Peter looked at Tina and Tina nodded her head, but she remained silent, looking far off, past the corner of the living room.
“I walked in on them. She was missing for an hour or so and I got worried. I didn’t really know her then, I was going out with this girl, Suzanne, but it was my house.” Peter paused, glanced at Tina, then looked straight at Steve. “He was raping her. He said he wasn’t, but she couldn’t have let him… I mean it looked like he was practically strangling her, pinning her arms, pinning her. I tried to stop it and he decked me.” Peter laughed halfheartedly, exhausted just by the retelling, “I introduced Tina to one of my closest friends and he raped her…”
Tina straightened her back and whispered, turning both Peter and Steve’s heads. “He tossed me a nickel on his way out.”
Peter looked at Tina and his eyes were wet.
Steve bowed his head and ran his fingers through his hair. “oh..shit…”

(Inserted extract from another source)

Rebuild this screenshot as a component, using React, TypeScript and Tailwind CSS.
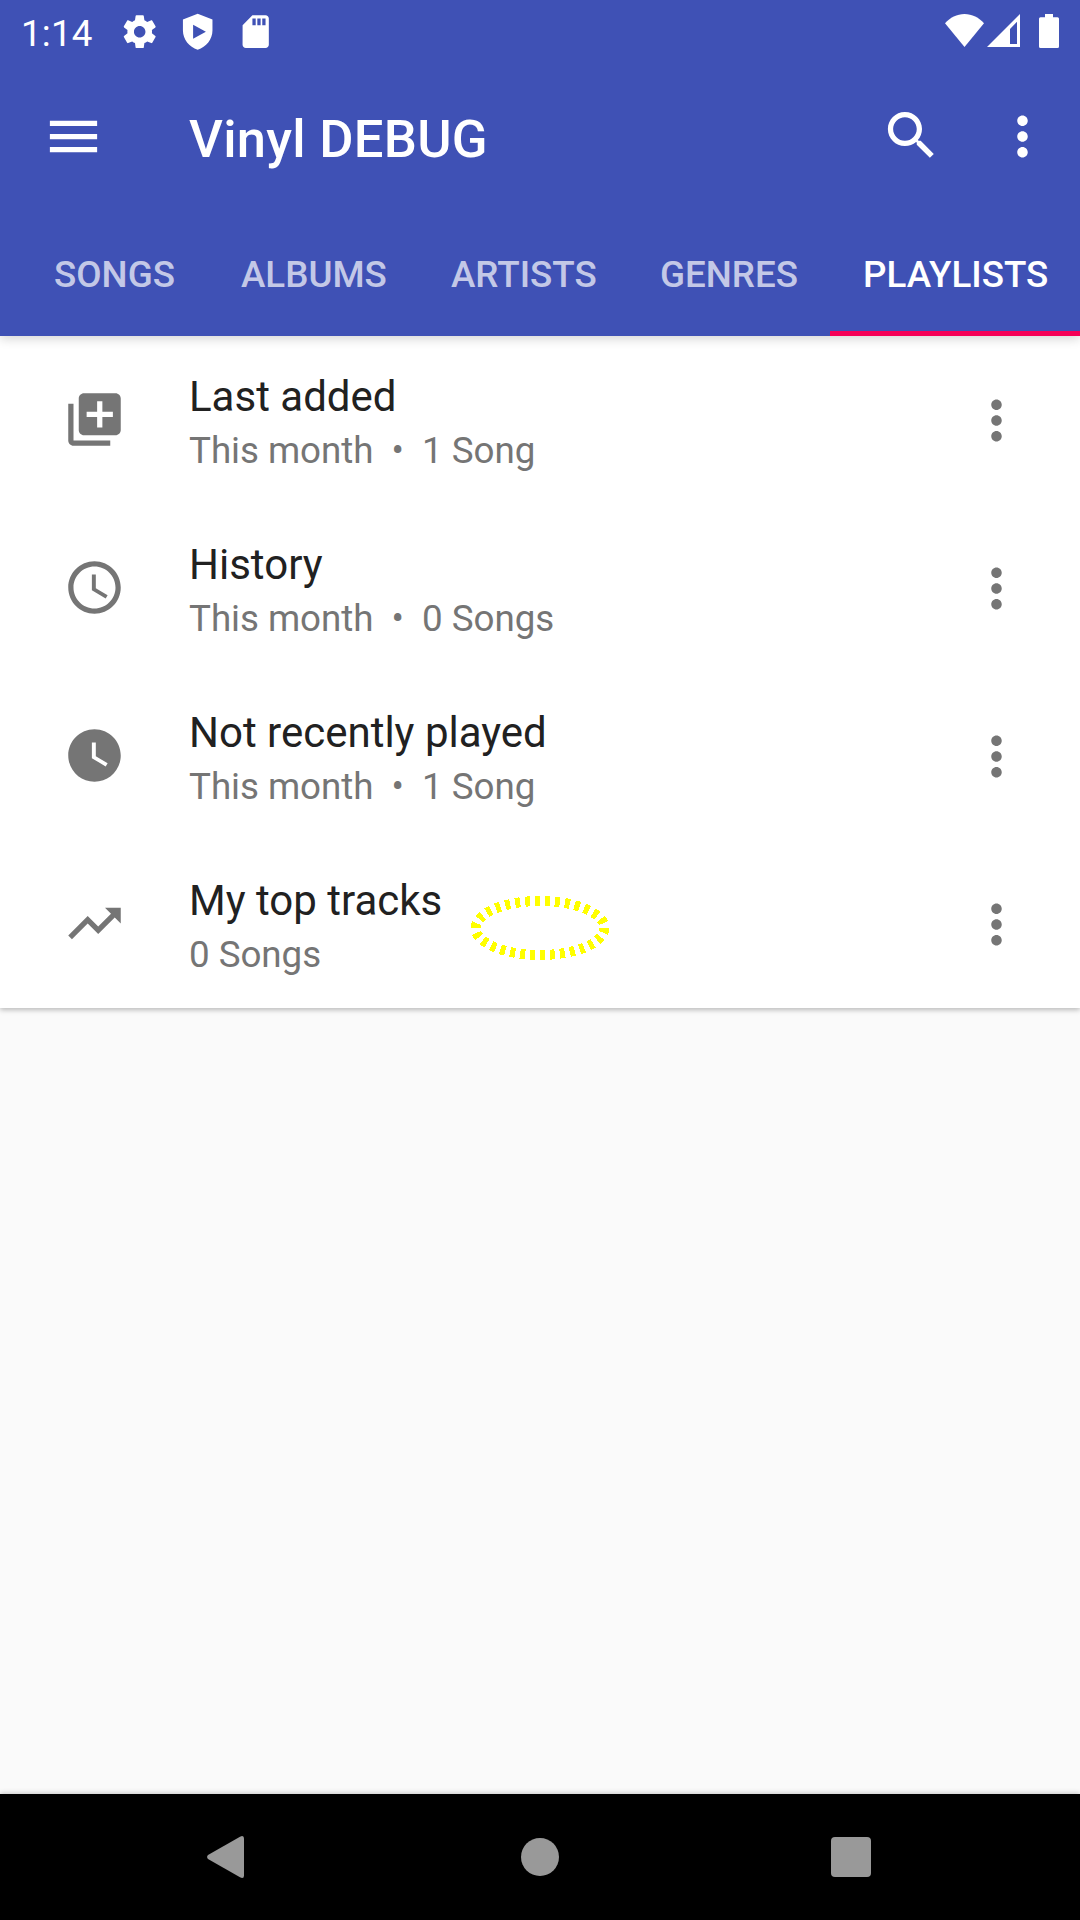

They stayed where they were, breathing in that quiet way that people do at funerals, or during moments of silence, the room quieter than it would have been if it had been empty. Then Tina slid off the table and walked to Peter, taking hold of his arm, then turned and stood in front of Steve, her other hand outstretched. “Nice place, but it’s a bit stuffy. Let’s go for some fresh air.”